What Working Problem Interviews Look Like for AI SaaS

AI SaaS adds a specific complication to problem interviews. Customers have strong, often confused opinions about AI in general - what it can do, what it cannot do, what it should cost. A working interview cuts through that and gets to the actual workflow underneath. Here is what that looks like.

It Starts Without the AI Frame

Bad AI SaaS interviews open with "tell me about how you use AI in your work." You get an ideology answer. The customer recites their position on AI. None of it is data.

Good AI SaaS interviews open with the workflow. "Walk me through what happens when you do X." The AI question never appears in the prompt. If AI tools come up in the answer, great - you learn how they actually use them. If they do not, that is also data: this workflow is not AI-touched today, which is itself a useful signal.

It Surfaces Where AI Already Failed

Most professional users have tried AI tools, found them not-quite-right, and quit. Working interviews drag this out. "Have you ever tried an AI tool for this?" almost always produces a story. The story includes which tool, why they tried it, what the failure mode was, whether they would try again.

This is some of the highest-signal data you can collect. The customer has already done the hard part - tested AI in their workflow - and they are telling you exactly where the existing offerings broke. Their disappointment is your roadmap.

It Distinguishes Hope From Use

AI SaaS interviewees often describe what they hope AI will do for them in the future. That is not what you came for. A good interviewer redirects: "I am more interested in what you actually do today. Can we go back to the workflow?"

The future hopes are a side stream. They are useful for understanding what the customer thinks AI will do, but they predict almost nothing about what they will adopt. Adoption is predicted by present pain, not future excitement.

It Captures the Trust Story

AI SaaS specifically: every customer has a trust story. Where do they trust AI output and where do they not? In what step of the workflow do they always check the output by hand? When did the AI produce something wrong and what was the consequence?

Good interviews surface this. "Have you ever caught an AI output that was wrong? What happened?" The trust boundary the customer drew that day is exactly the boundary your product has to respect. Cross it and the product fails. Stay inside it and you are useful.

It Asks About Cost the Right Way

Asking "would you pay for an AI tool that does X" produces fantasy data. Asking "how much do you currently spend on the workflow this would replace" produces grounded numbers. Hours, contractor invoices, existing tool subscriptions, employee time. The answer is what your AI product can compete against.

Working interviews stay in the past tense for cost. The customer remembers what they spent. They do not reliably predict what they will spend.

It Tolerates Skepticism

Some customers are AI-skeptical. The temptation is to argue or convert. Working interviews do neither. The skepticism itself is data. Why are they skeptical? What evidence would change their mind? Have they ever been pleasantly surprised?

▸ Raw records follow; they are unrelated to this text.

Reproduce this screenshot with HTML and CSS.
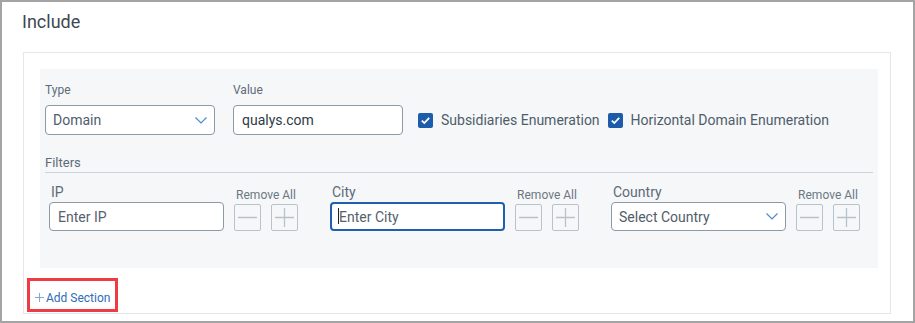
FILE: index.html
```html
<!DOCTYPE html>
<html lang="en">
<head>
  <meta charset="UTF-8">
  <meta name="viewport" content="width=device-width, initial-scale=1.0">
  <title>Include</title>
  <link rel="stylesheet" href="styles.css">
</head>
<body>
  <div class="frame">
    <h2 class="title">Include</h2>

    <div class="panel">
      <div class="section">
        <div class="main-row">
          <div class="field">
            <label class="field-label">Type</label>
            <div class="select type-select">
              <span>Domain</span>
              <svg class="chevron" width="12" height="7" viewBox="0 0 12 7"><polyline points="0.5,0.5 6,6 11.5,0.5" fill="none" stroke="#4f8ad0" stroke-width="1.2"/></svg>
            </div>
          </div>
          <div class="field">
            <label class="field-label">Value</label>
            <input class="text-input value-input" type="text" value="qualys.com">
          </div>
          <label class="check">
            <span class="box"><svg width="15" height="15" viewBox="0 0 15 15"><polyline points="3.8,7.6 6.3,10 11.2,4.8" fill="none" stroke="#fff" stroke-width="1.8"/></svg></span>
            Subsidiaries Enumeration
          </label>
          <label class="check">
            <span class="box"><svg width="15" height="15" viewBox="0 0 15 15"><polyline points="3.8,7.6 6.3,10 11.2,4.8" fill="none" stroke="#fff" stroke-width="1.8"/></svg></span>
            Horizontal Domain Enumeration
          </label>
        </div>

        <div class="filters-label">Filters</div>

        <div class="filters">
          <div class="filter">
            <div class="field">
              <label class="filter-label">IP</label>
              <input class="text-input filter-input" type="text" placeholder="Enter IP">
            </div>
            <div class="actions">
              <span class="remove-all">Remove All</span>
              <div class="btns">
                <button class="icon-btn"><svg width="27" height="27" viewBox="0 0 27 27"><line x1="4" y1="13.5" x2="23" y2="13.5" stroke="#b7c2ca" stroke-width="1.3"/></svg></button>
                <button class="icon-btn"><svg width="27" height="27" viewBox="0 0 27 27"><line x1="4" y1="13.5" x2="23" y2="13.5" stroke="#b7c2ca" stroke-width="1.3"/><line x1="13.5" y1="4" x2="13.5" y2="23" stroke="#b7c2ca" stroke-width="1.3"/></svg></button>
              </div>
            </div>
          </div>

          <div class="filter">
            <div class="field">
              <label class="filter-label">City</label>
              <div class="focus-wrap">
                <input class="text-input filter-input focused" type="text" placeholder="Enter City">
                <span class="caret"></span>
              </div>
            </div>
            <div class="actions">
              <span class="remove-all">Remove All</span>
              <div class="btns">
                <button class="icon-btn"><svg width="27" height="27" viewBox="0 0 27 27"><line x1="4" y1="13.5" x2="23" y2="13.5" stroke="#b7c2ca" stroke-width="1.3"/></svg></button>
                <button class="icon-btn"><svg width="27" height="27" viewBox="0 0 27 27"><line x1="4" y1="13.5" x2="23" y2="13.5" stroke="#b7c2ca" stroke-width="1.3"/><line x1="13.5" y1="4" x2="13.5" y2="23" stroke="#b7c2ca" stroke-width="1.3"/></svg></button>
              </div>
            </div>
          </div>

          <div class="filter">
            <div class="field">
              <label class="filter-label">Country</label>
              <div class="select filter-select">
                <span>Select Country</span>
                <svg class="chevron" width="12" height="7" viewBox="0 0 12 7"><polyline points="0.5,0.5 6,6 11.5,0.5" fill="none" stroke="#4f8ad0" stroke-width="1.2"/></svg>
              </div>
            </div>
            <div class="actions">
              <span class="remove-all">Remove All</span>
              <div class="btns">
                <button class="icon-btn"><svg width="27" height="27" viewBox="0 0 27 27"><line x1="4" y1="13.5" x2="23" y2="13.5" stroke="#b7c2ca" stroke-width="1.3"/></svg></button>
                <button class="icon-btn"><svg width="27" height="27" viewBox="0 0 27 27"><line x1="4" y1="13.5" x2="23" y2="13.5" stroke="#b7c2ca" stroke-width="1.3"/><line x1="13.5" y1="4" x2="13.5" y2="23" stroke="#b7c2ca" stroke-width="1.3"/></svg></button>
              </div>
            </div>
          </div>
        </div>
      </div>

      <a class="add-section" href="#">
        <svg class="plus" width="9" height="9" viewBox="0 0 9 9"><line x1="0" y1="4.5" x2="9" y2="4.5" stroke="#8aa6c8" stroke-width="1"/><line x1="4.5" y1="0" x2="4.5" y2="9" stroke="#8aa6c8" stroke-width="1"/></svg>
        <span>Add Section</span>
      </a>
    </div>
  </div>
</body>
</html>
```

FILE: styles.css
```css
* {
  margin: 0;
  padding: 0;
  box-sizing: border-box;
}

body {
  font-family: Roboto, "Liberation Sans", Arial, sans-serif;
  background: #ffffff;
  color: #4f5d6a;
}

.frame {
  width: 915px;
  height: 323px;
  border: 2px solid #a4a4a4;
  background: #fff;
}

.title {
  font-size: 18px;
  font-weight: 400;
  line-height: 24px;
  color: #3e4852;
  margin: 8px 0 18px 20px;
}

.panel {
  margin: 0 22px 0 21px;
  height: 262px;
  border: 1px solid #e3e8ec;
  padding: 16px 12px 1px 16px;
}

.section {
  background: #f6f7f9;
  height: 199px;
  padding: 13px 5px 0 5px;
}

.main-row {
  display: flex;
  align-items: flex-end;
  gap: 18px;
}

.field {
  display: flex;
  flex-direction: column;
}

.field-label {
  font-size: 12px;
  line-height: 16px;
  color: #5d6b78;
  margin-bottom: 7px;
}

.select {
  height: 30px;
  border: 1px solid #8d99a3;
  border-radius: 4px;
  background: #fff;
  display: flex;
  align-items: center;
  justify-content: space-between;
  padding: 0 7px 0 7px;
  font-size: 14px;
  color: #4f5d6a;
}

.type-select {
  width: 170px;
}

.text-input {
  height: 30px;
  border: 1px solid #8d99a3;
  border-radius: 4px;
  background: #fff;
  padding: 0 8px;
  font-family: inherit;
  font-size: 14px;
  color: #2f3a44;
  outline: none;
}

.text-input::placeholder {
  color: #56616c;
}

.value-input {
  width: 170px;
}

.check {
  display: flex;
  align-items: center;
  gap: 8px;
  height: 30px;
  font-size: 14px;
  color: #4f5d6a;
  white-space: nowrap;
}

.main-row .check:first-of-type {
  margin-left: -3px;
}

.main-row .check + .check {
  margin-left: -10px;
}

.box {
  width: 15px;
  height: 15px;
  border-radius: 2px;
  background: #1c5cab;
  display: flex;
}

.filters-label {
  margin-top: 20px;
  font-size: 13px;
  line-height: 16px;
  padding-bottom: 1px;
  color: #5d6b78;
  border-bottom: 1px solid #ccd4db;
}

.filters {
  display: flex;
  gap: 32px;
  padding: 10px 0 0 4px;
}

.filter {
  display: flex;
  align-items: flex-end;
  gap: 10px;
}

.filter-label {
  font-size: 14px;
  line-height: 19px;
  padding-left: 2px;
  color: #5d6b78;
}

.filter-input,
.filter-select {
  width: 175px;
  height: 29px;
}

.filter-input.focused {
  border: 2px solid #1f5fae;
  padding: 0 7px;
}

.focus-wrap {
  position: relative;
}

.caret {
  position: absolute;
  left: 8px;
  top: 6px;
  width: 1px;
  height: 16px;
  background: #222;
}

.actions {
  display: flex;
  flex-direction: column;
  align-items: center;
}

.remove-all {
  font-size: 12px;
  line-height: 14px;
  color: #6b7883;
  margin-bottom: 2px;
  white-space: nowrap;
}

.btns {
  display: flex;
  gap: 10px;
}

.icon-btn {
  width: 27px;
  height: 27px;
  border: 1px solid #b7c2ca;
  border-radius: 2px;
  background: transparent;
  display: flex;
  align-items: center;
  justify-content: center;
  overflow: hidden;
}

.icon-btn svg {
  flex: none;
}

.add-section {
  margin: 10px 0 0 -13px;
  width: 91px;
  height: 34px;
  border: 3px solid #ef3b43;
  display: flex;
  align-items: flex-end;
  gap: 2px;
  padding: 0 5px 4px 5px;
  font-size: 12px;
  line-height: 14px;
  color: #2d6db8;
  text-decoration: none;
  white-space: nowrap;
}

.plus {
  flex: none;
  margin-bottom: 3px;
}
```
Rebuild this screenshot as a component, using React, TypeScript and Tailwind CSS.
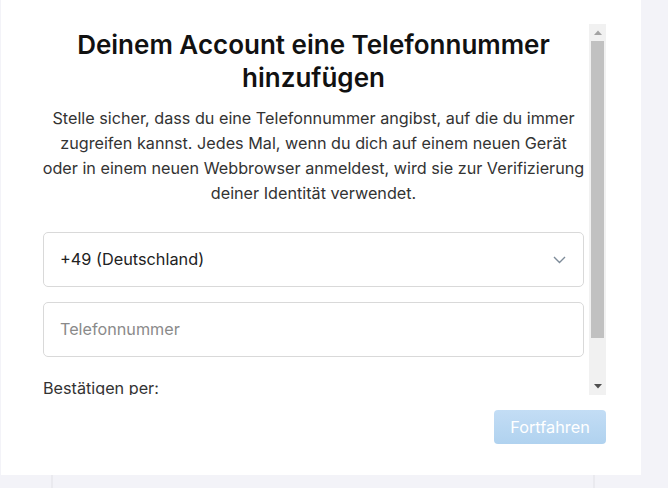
import React from "react";

function Chevron() {
  return (
    <svg width="13" height="8" viewBox="0 0 13 8" fill="none">
      <polyline points="1,1 6.5,6.5 12,1" stroke="#7d8b99" strokeWidth="1.4" fill="none" />
    </svg>
  );
}

function Scrollbar() {
  return (
    <div className="w-[17px] h-[371px] bg-[#f1f1f1] flex flex-col shrink-0">
      <div className="h-[17px] flex items-center justify-center">
        <svg width="8" height="5" viewBox="0 0 8 5">
          <polygon points="0,5 8,5 4,0.5" fill="#a3a3a3" />
        </svg>
      </div>
      <div className="mx-[2px] h-[297px] bg-[#c1c1c1]" />
      <div className="flex-1" />
      <div className="h-[17px] flex items-center justify-center">
        <svg width="8" height="5" viewBox="0 0 8 5">
          <polygon points="0,0 8,0 4,4.5" fill="#505050" />
        </svg>
      </div>
    </div>
  );
}

export default function App() {
  return (
    <div
      className="w-[668px] h-[488px] bg-[#f3f3f8] overflow-hidden"
      style={{ fontFamily: "Inter, 'Noto Sans', sans-serif" }}
    >
      <div className="ml-[1px] w-[640px] h-[475px] bg-white pl-[42px] pr-[35px] pt-[24px] flex flex-col">
        <div className="flex gap-[5px] h-[371px]">
          <div className="w-[541px] h-[371px] overflow-hidden pt-[4px]">
            <h1 className="text-[26px] leading-[33px] font-semibold text-[#111111] text-center">
              Deinem Account eine Telefonnummer hinzufügen
            </h1>
            <p className="mt-[12px] -mx-[8px] text-[16.2px] leading-[25px] text-[#333333] text-center whitespace-nowrap">
              Stelle sicher, dass du eine Telefonnummer angibst, auf die du immer
              <br />
              zugreifen kannst. Jedes Mal, wenn du dich auf einem neuen Gerät
              <br />
              oder in einem neuen Webbrowser anmeldest, wird sie zur Verifizierung
              <br />
              deiner Identität verwendet.
            </p>
            <div className="mt-[26px] h-[55px] border border-[#d9d9d9] rounded-[5px] flex items-center justify-between pl-[16px] pr-[17px]">
              <span className="text-[16.3px] text-[#222222]">+49 (Deutschland)</span>
              <Chevron />
            </div>
            <div className="mt-[15px] h-[55px] border border-[#d9d9d9] rounded-[5px] flex items-center pl-[16px]">
              <span className="text-[16.2px] text-[#8a8a8a]">Telefonnummer</span>
            </div>
            <div className="mt-[19px] text-[16.2px] leading-[24px] text-[#333333]">Bestätigen per:</div>
          </div>
          <Scrollbar />
        </div>
        <div className="mt-[15px] flex justify-end">
          <div className="w-[112px] h-[34px] rounded-[4px] bg-gradient-to-b from-[#c3ddf5] to-[#b0d2ef] flex items-center justify-center text-white text-[16.3px]">
            Fortfahren
          </div>
        </div>
      </div>
      <div className="ml-[51px] w-[544px] h-[13px] border-x-2 border-[#eaeaef]" />
    </div>
  );
}
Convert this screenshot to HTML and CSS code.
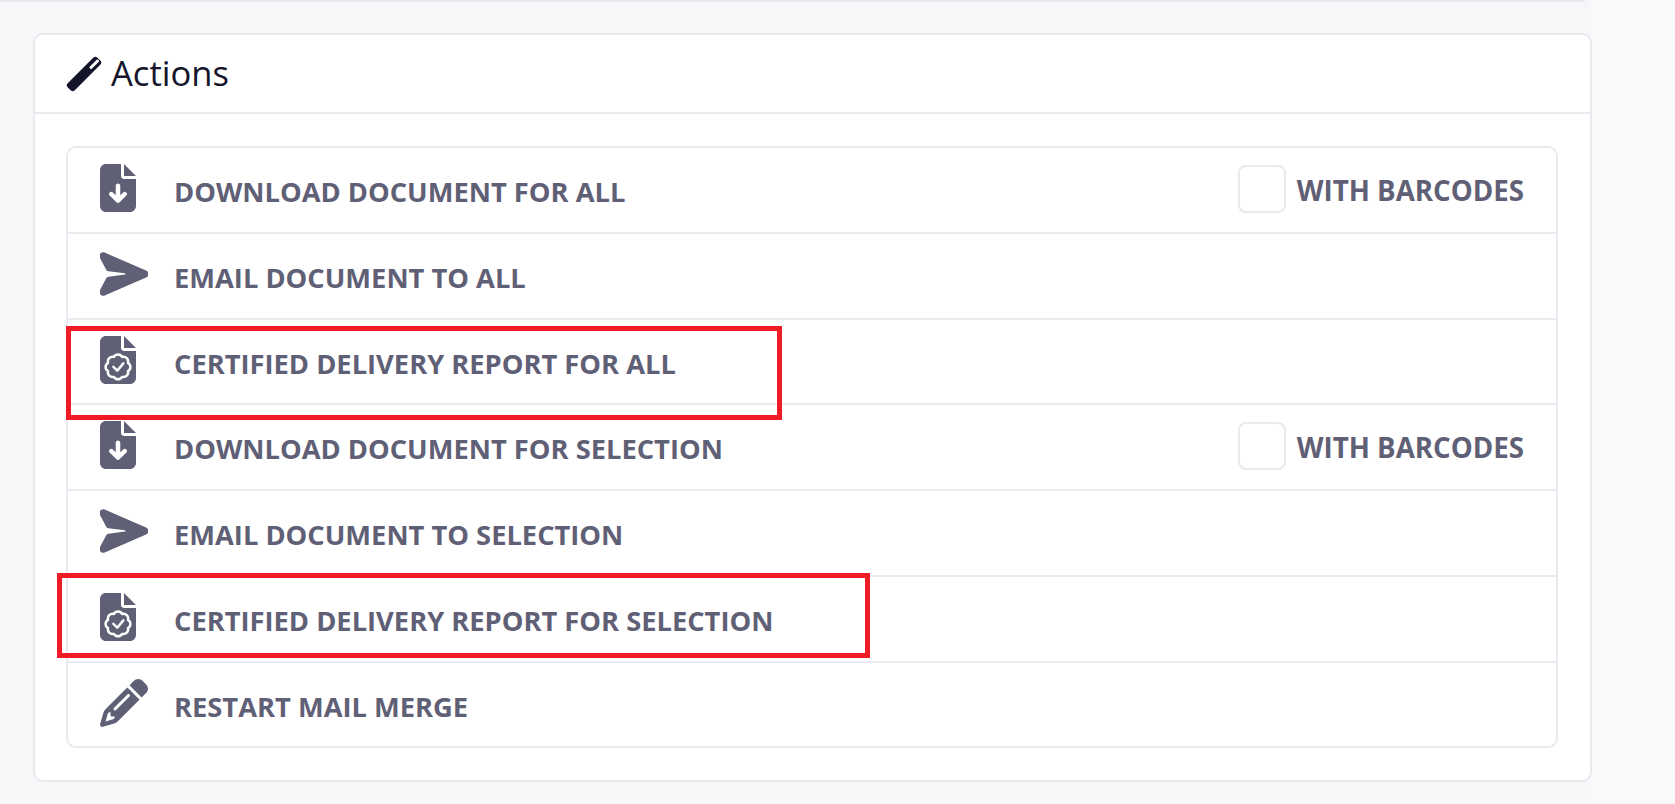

The skeptics often turn out to be the highest-value customers if you cross their bar. Capture their objections in their own words. Those objections are exactly what your landing page has to answer.

It Captures AI-Specific Vocabulary

"Hallucinated." "Cooked the result." "Made up a citation." "Got it almost right." "Sounded confident but was wrong." "Better than I expected for the easy stuff." These are the phrases customers use about AI tools. They are gold for your messaging.

The non-AI version of vocabulary capture matters too, but for AI SaaS this is sharper. The audience already has a shared dialect about AI failures. Use it. Your landing page should sound like a customer talking to another customer about AI, not like a vendor.

It Ends With a Demo Invitation, Not a Demo

If the interview goes well, the customer often asks to try whatever you are building. Say yes, get their email, and follow up when there is something to show. Do not pull up a demo during the call. Once you do, the conversation becomes a demo reaction and you lose the discovery shape.

For AI SaaS, this is even more important than for other categories. Demos warp the conversation toward feature reactions. Working problem interviews keep the conversation about the customer's actual workflow until the very end.

What These Interviews Produce

By the end of fifteen well-run AI SaaS problem interviews, you have: a workflow map, the trust boundaries, the existing-AI-tool failure modes, the cost data, the vocabulary, the skepticism patterns, and a list of fifteen people who would try a beta. That is the spec for the next product. Build around it.